> [To do]
Give only the number of lines in the records that include the string "components".

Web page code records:
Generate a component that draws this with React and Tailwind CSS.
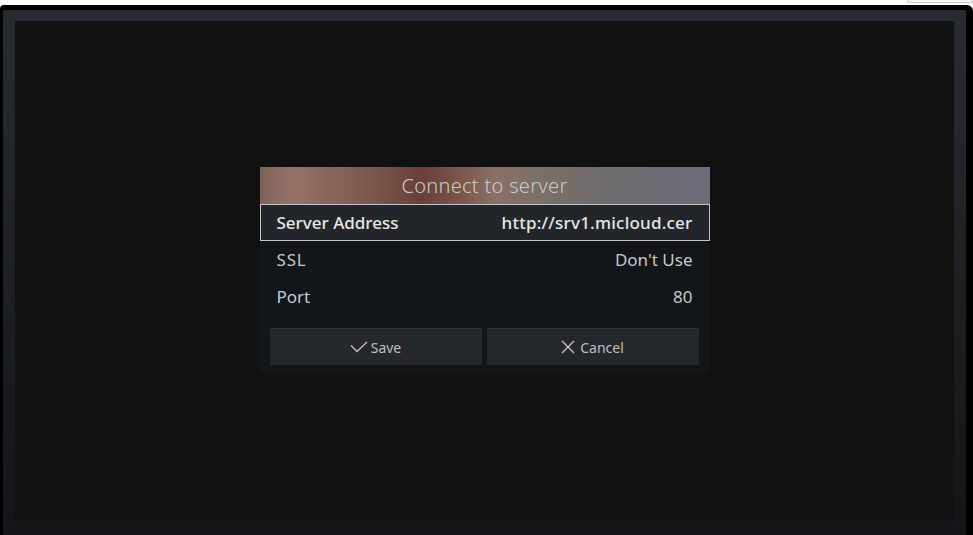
export default function App() {
  const font = { fontFamily: '"Noto Sans", "Open Sans", sans-serif' };
  return (
    <div className="w-[973px] h-[535px] bg-white flex flex-col overflow-hidden" style={font}>
      <div className="h-[5px] flex justify-end">
        <div className="w-[66px] h-[3px] bg-[#f2f2f2] border-x border-b border-[#c9c9c9] rounded-bl-[3px]" />
      </div>
      <div className="flex-1 bg-black rounded-tl-[4px] rounded-tr-[6px] pt-[5px] pl-[3px] pr-[7px] flex">
        <div className="flex-1 bg-gradient-to-b from-[#282b30] to-[#131518] pt-[11px] pl-[12px] pr-[12px] pb-[14px] flex">
          <div className="flex-1 bg-[#111111] flex items-center justify-center">
            <div className="w-[450px] bg-[#121619] flex flex-col mb-[2px]">
              <div
                className="h-[37px] flex items-center justify-center text-[20px] font-light text-[#cacaca] tracking-[0.3px]"
                style={{
                  backgroundImage:
                    'linear-gradient(to right, #7c6259 0%, #967266 7%, #7e5c52 22%, #693f37 36%, #7a5548 44%, #8c7064 52%, #7a7068 62%, #6c6a6c 78%, #6c6b7a 100%)',
                }}
              >
                Connect to server
              </div>
              <div className="h-[37px] border-[1.5px] border-[#c4c6c8] bg-[#22262a] flex items-center justify-between px-[16px] text-[17px] font-medium text-[#e6e6e6]">
                <span>Server Address</span>
                <span className="tracking-[0.22px]">http://srv1.micloud.cer</span>
              </div>
              <div className="h-[37px] flex items-center justify-between px-[17px] text-[17px] text-[#c8c8c8]">
                <span className="tracking-[0.8px]">SSL</span>
                <span>Don't Use</span>
              </div>
              <div className="h-[37px] flex items-center justify-between px-[17px] text-[17px] text-[#c8c8c8]">
                <span>Port</span>
                <span>80</span>
              </div>
              <div className="flex gap-[5px] pl-[10px] pr-[11px] pt-[13px] pb-[8px]">
                <div className="flex-1 h-[37px] bg-[#24282c] border-t border-[#2e3236] flex items-center justify-center gap-[3px] text-[14px] text-[#bfbfbf]">
                  <svg width="18" height="12" viewBox="0 0 18 12" fill="none" stroke="#c4c4c4" strokeWidth="1.3">
                    <path d="M1 4.5 L7 10.5 L17 1" />
                  </svg>
                  <span>Save</span>
                </div>
                <div className="flex-1 h-[37px] bg-[#24282c] border-t border-[#2e3236] flex items-center justify-center gap-[5px] text-[14px] text-[#bfbfbf]">
                  <svg width="14" height="14" viewBox="0 0 14 14" fill="none" stroke="#c4c4c4" strokeWidth="1.3">
                    <path d="M1 1 L13 13 M13 1 L1 13" />
                  </svg>
                  <span>Cancel</span>
                </div>
              </div>
            </div>
          </div>
        </div>
      </div>
    </div>
  );
}
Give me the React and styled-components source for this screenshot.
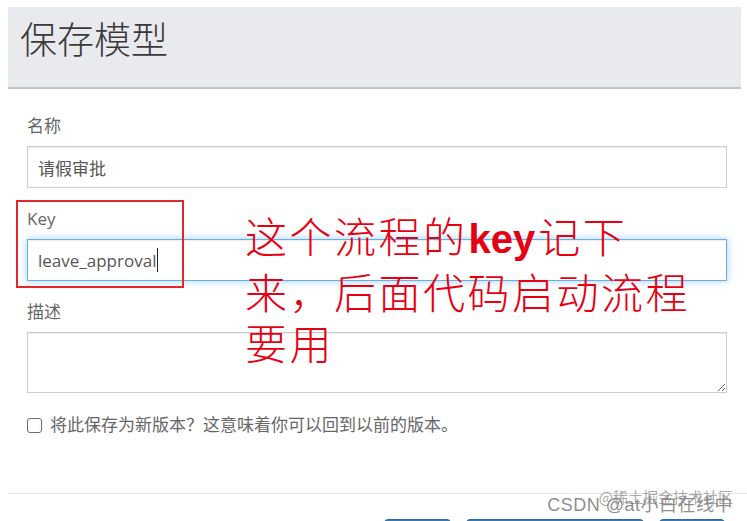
import React from 'react';
import styled, { createGlobalStyle } from 'styled-components';

const GlobalStyle = createGlobalStyle`
	html, body {
		margin: 0;
		padding: 0;
		overflow: hidden;
		background: #fff;
	}
	body {
		font-family: 'Open Sans', 'Noto Sans CJK SC', sans-serif;
	}
`;

const fields = [
	{ label: '名称', value: '请假审批' },
	{ label: 'Key', value: 'leave_approval', focused: true },
];

function App() {
	return (
		<Page>
			<GlobalStyle />
			<Modal>
				<Header>
					<Title>保存模型</Title>
				</Header>
				<Body>
					{fields.map((f) => (
						<Group key={f.label}>
							<Label>{f.label}</Label>
							{f.focused ? (
								<FakeInput $focused>
									{f.value}
									<Caret />
								</FakeInput>
							) : (
								<FakeInput>{f.value}</FakeInput>
							)}
						</Group>
					))}
					<Group>
						<Label>描述</Label>
						<TextArea />
					</Group>
					<CheckRow>
						<CheckBox type="checkbox" />
						<span>将此保存为新版本？这意味着你可以回到以前的版本。</span>
					</CheckRow>
				</Body>
				<Footer>
					<Button $w={67}>取消</Button>
					<Button $w={178}>保存并关闭编辑器</Button>
					<Button $w={66}>保存</Button>
				</Footer>
			</Modal>

			{/* annotation drawn over the screenshot */}
			<Highlight />
			<Note>
				这个流程的<NoteKey>key</NoteKey>记下
				<br />
				来，后面代码启动流程
				<br />
				要用
			</Note>

			<MarkTop>@稀土掘金技术社区</MarkTop>
			<MarkBottom>CSDN @at小白在线中</MarkBottom>
		</Page>
	);
}

export default App;

const Page = styled.div`
	position: relative;
	width: 747px;
	height: 521px;
	overflow: hidden;
`;

const Modal = styled.div`
	padding: 7px 0 0 8px;
`;

const Header = styled.div`
	height: 69px;
	margin-right: 6px;
	padding: 11px 12px 0;
	background: #e9eaed;
	border-bottom: 2px solid #c4c4c4;
`;

const Title = styled.h1`
	margin: 0;
	font-family: 'Noto Sans CJK SC', sans-serif;
	font-size: 37px;
	line-height: 40px;
	font-weight: 300;
	color: #3a3a3a;
`;

const Body = styled.div`
	padding: 27px 20px 0 19px;
`;

const Group = styled.div`
	& + & {
		margin-top: 21px;
	}
`;

const Label = styled.div`
	font-size: 17px;
	line-height: 20px;
	color: #666;
	margin-bottom: 10px;
`;

const FakeInput = styled.div`
	height: 42px;
	box-sizing: border-box;
	padding: 0 10px;
	display: flex;
	align-items: center;
	font-size: 17px;
	color: #555;
	background: #fff;
	border: 1px solid ${(p) => (p.$focused ? '#66afe9' : '#ccc')};
	box-shadow: ${(p) =>
		p.$focused
			? 'inset 0 1px 1px rgba(0,0,0,.075), 0 0 8px rgba(102,175,233,.6)'
			: 'inset 0 1px 1px rgba(0,0,0,.075)'};
`;

const Caret = styled.span`
	display: inline-block;
	width: 1px;
	height: 24px;
	margin-left: 1px;
	background: #222;
`;

const TextArea = styled.textarea`
	display: block;
	width: 100%;
	height: 61px;
	box-sizing: border-box;
	border: 1px solid #ccc;
	border-radius: 0;
	font-family: inherit;
	font-size: 17px;
	resize: vertical;
	outline: none;
	box-shadow: inset 0 1px 1px rgba(0, 0, 0, 0.075);
`;

const CheckRow = styled.label`
	display: flex;
	align-items: center;
	gap: 8px;
	margin-top: 22px;
	font-size: 17px;
	line-height: 20px;
	color: #666;
`;

const CheckBox = styled.input`
	appearance: none;
	margin: 0;
	width: 15px;
	height: 15px;
	border: 1px solid #6b6b6b;
	border-radius: 3px;
	background: #fff;
`;

const Footer = styled.div`
	margin-top: 58px;
	border-top: 1px solid #e5e5e5;
	padding: 25px 22px 20px 0;
	display: flex;
	justify-content: flex-end;
	gap: 15px;
`;

const Button = styled.button`
	width: ${(p) => p.$w}px;
	height: 34px;
	padding: 0;
	border: 1px solid #2e6da4;
	border-radius: 4px;
	background: #337ab7;
	color: #fff;
	font-family: 'Noto Sans CJK SC', sans-serif;
	font-size: 15px;
`;

const Highlight = styled.div`
	position: absolute;
	left: 16px;
	top: 200px;
	width: 168px;
	height: 88px;
	box-sizing: border-box;
	border: 2px solid #e3262b;
`;

const Note = styled.div`
	position: absolute;
	left: 245px;
	top: 209px;
	font-family: 'Noto Sans CJK SC', serif;
	font-size: 42px;
	font-weight: 300;
	line-height: 51px;
	letter-spacing: 2.5px;
	color: #e60012;
	white-space: nowrap;
`;

const NoteKey = styled.span`
	font-family: 'Liberation Sans', sans-serif;
	font-weight: 700;
	font-size: 40px;
	letter-spacing: 0;
	margin: 0 3px 0 1px;
`;

const MarkTop = styled.div`
	position: absolute;
	right: 14px;
	top: 488px;
	font-family: 'Noto Sans CJK SC', sans-serif;
	font-size: 15px;
	line-height: 18px;
	color: rgba(140, 140, 140, 0.75);
`;

const MarkBottom = styled.div`
	position: absolute;
	right: 14px;
	top: 494px;
	font-family: 'Liberation Sans', 'Noto Sans CJK SC', sans-serif;
	font-size: 18px;
	line-height: 22px;
	letter-spacing: 0.5px;
	color: rgba(120, 120, 120, 0.85);
`;
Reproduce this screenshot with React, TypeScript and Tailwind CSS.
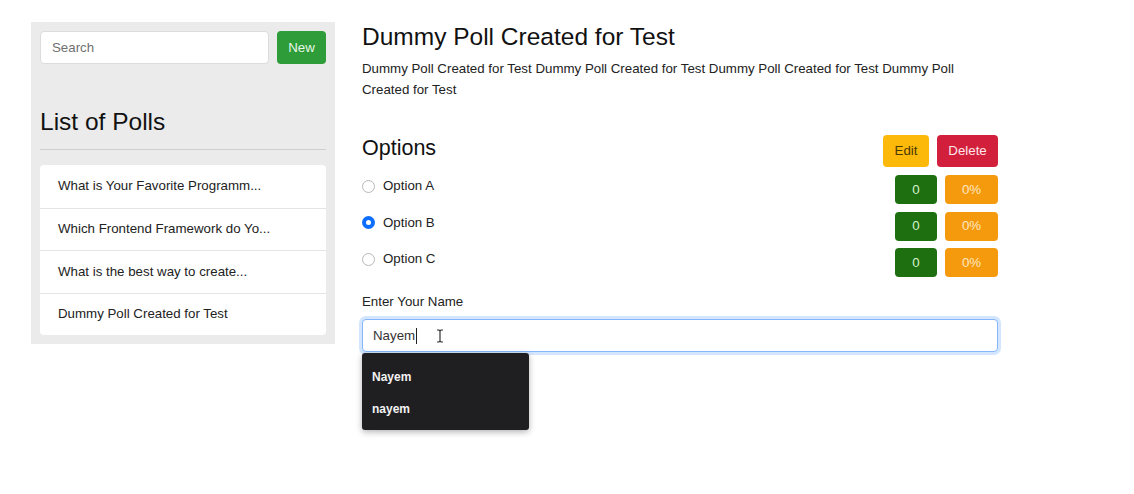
import React from 'react';

const polls = [
  'What is Your Favorite Programm...',
  'Which Frontend Framework do Yo...',
  'What is the best way to create...',
  'Dummy Poll Created for Test',
];

const options = [
  { label: 'Option A', checked: false },
  { label: 'Option B', checked: true },
  { label: 'Option C', checked: false },
];

function Radio({ checked }: { checked: boolean }) {
  if (checked) {
    return (
      <span className="flex h-[13px] w-[13px] items-center justify-center rounded-full bg-[#0d6efd]">
        <span className="h-[5px] w-[5px] rounded-full bg-white" />
      </span>
    );
  }
  return <span className="h-[13px] w-[13px] rounded-full border border-[#b8b8b8] bg-white" />;
}

export default function App() {
  return (
    <div
      className="min-h-[494px] bg-white text-[#212529]"
      style={{ fontFamily: '"Liberation Sans", Arial, sans-serif' }}
    >
      <div className="flex gap-[27px] pl-[31px] pt-[22px]">
        {/* sidebar */}
        <aside className="w-[304px] self-start bg-[#ebebeb] px-[9px] pt-[9px] pb-[9px]">
          <div className="flex gap-[8px]">
            <input
              readOnly
              placeholder="Search"
              className="h-[33px] flex-1 rounded-[4px] border border-[#dcdcdc] bg-white px-[11px] text-[13.3px] text-[#555] placeholder-[#707070] outline-none"
            />
            <button className="h-[33px] w-[49px] rounded-[4px] bg-[#2e9c38] text-[13.3px] text-[#e8f7e8]">
              New
            </button>
          </div>
          <h2 className="mt-[44px] text-[24.5px] leading-[28px] text-[#111]">List of Polls</h2>
          <hr className="mt-[13px] border-t border-[#cfcfcf]" />
          <ul className="mt-[15px] overflow-hidden rounded-[4px] bg-white">
            {polls.map((p, i) => (
              <li
                key={p}
                className={`flex h-[42.5px] items-center px-[18px] text-[13.3px] text-[#222] ${
                  i > 0 ? 'border-t border-[#e4e4e4]' : ''
                }`}
              >
                {p}
              </li>
            ))}
          </ul>
        </aside>

        {/* main */}
        <main className="w-[636px]">
          <h1 className="mt-[1px] text-[24.5px] leading-[28px] text-[#111]">Dummy Poll Created for Test</h1>
          <p className="mt-[7px] text-[13.3px] leading-[21px] text-[#222]">
            Dummy Poll Created for Test Dummy Poll Created for Test Dummy Poll Created for Test Dummy Poll
            Created for Test
          </p>

          <div className="mt-[35px] flex items-start justify-between">
            <h3 className="mt-[1px] text-[21.5px] leading-[24px] text-[#111]">Options</h3>
            <div className="flex gap-[8px]">
              <button className="h-[32px] w-[46px] rounded-[4px] bg-[#fcb90a] text-[13.3px] text-[#4a3a00]">
                Edit
              </button>
              <button className="h-[32px] w-[61px] rounded-[4px] bg-[#d21f3c] text-[13.3px] text-[#fde7ea]">
                Delete
              </button>
            </div>
          </div>

          <div className="mt-[8px] flex flex-col gap-[7.5px]">
            {options.map((o) => (
              <div key={o.label} className="flex h-[29px] items-start justify-between">
                <label className="mt-[1px] flex items-center gap-[8px] text-[13.3px] leading-[20px] text-[#222]">
                  <Radio checked={o.checked} />
                  {o.label}
                </label>
                <div className="flex gap-[8px]">
                  <span className="flex h-[29px] w-[42px] items-center justify-center rounded-[4px] bg-[#1d6f0f] text-[13.3px] text-[#d8f0d0]">
                    0
                  </span>
                  <span className="flex h-[29px] w-[53px] items-center justify-center rounded-[4px] bg-[#f59a0c] text-[13.3px] text-[#fde7c4]">
                    0%
                  </span>
                </div>
              </div>
            ))}
          </div>

          <div className="mt-[15px] text-[13.3px] leading-[20px] text-[#222]">Enter Your Name</div>
          <div className="relative mt-[7px]">
            <div className="flex h-[33px] items-center rounded-[4px] border border-[#86b7fe] bg-white px-[10px] text-[13.3px] text-[#333] shadow-[0_0_0_3px_rgba(13,110,253,0.18)]">
              <span>Nayem</span>
              <span className="ml-[1px] h-[16px] w-[1px] bg-[#222]" />
              <svg className="ml-[19px]" width="8" height="14" viewBox="0 0 8 14" fill="none" stroke="#333" strokeWidth="1.2">
                <path d="M1 1h2l1 1 1-1h2M4 2v10M1 13h2l1-1 1 1h2" />
              </svg>
            </div>
            <div className="absolute left-0 top-[34px] h-[77px] w-[167px] rounded-[3px] bg-[#1f1f21] pt-[15px] text-[12px] font-bold text-[#f2f2f2] shadow-[0_2px_6px_rgba(0,0,0,0.3)]">
              <div className="px-[10px] leading-[18px]">Nayem</div>
              <div className="mt-[14px] px-[10px] leading-[18px]">nayem</div>
            </div>
          </div>
        </main>
      </div>
    </div>
  );
}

> [Response for this exercise]
2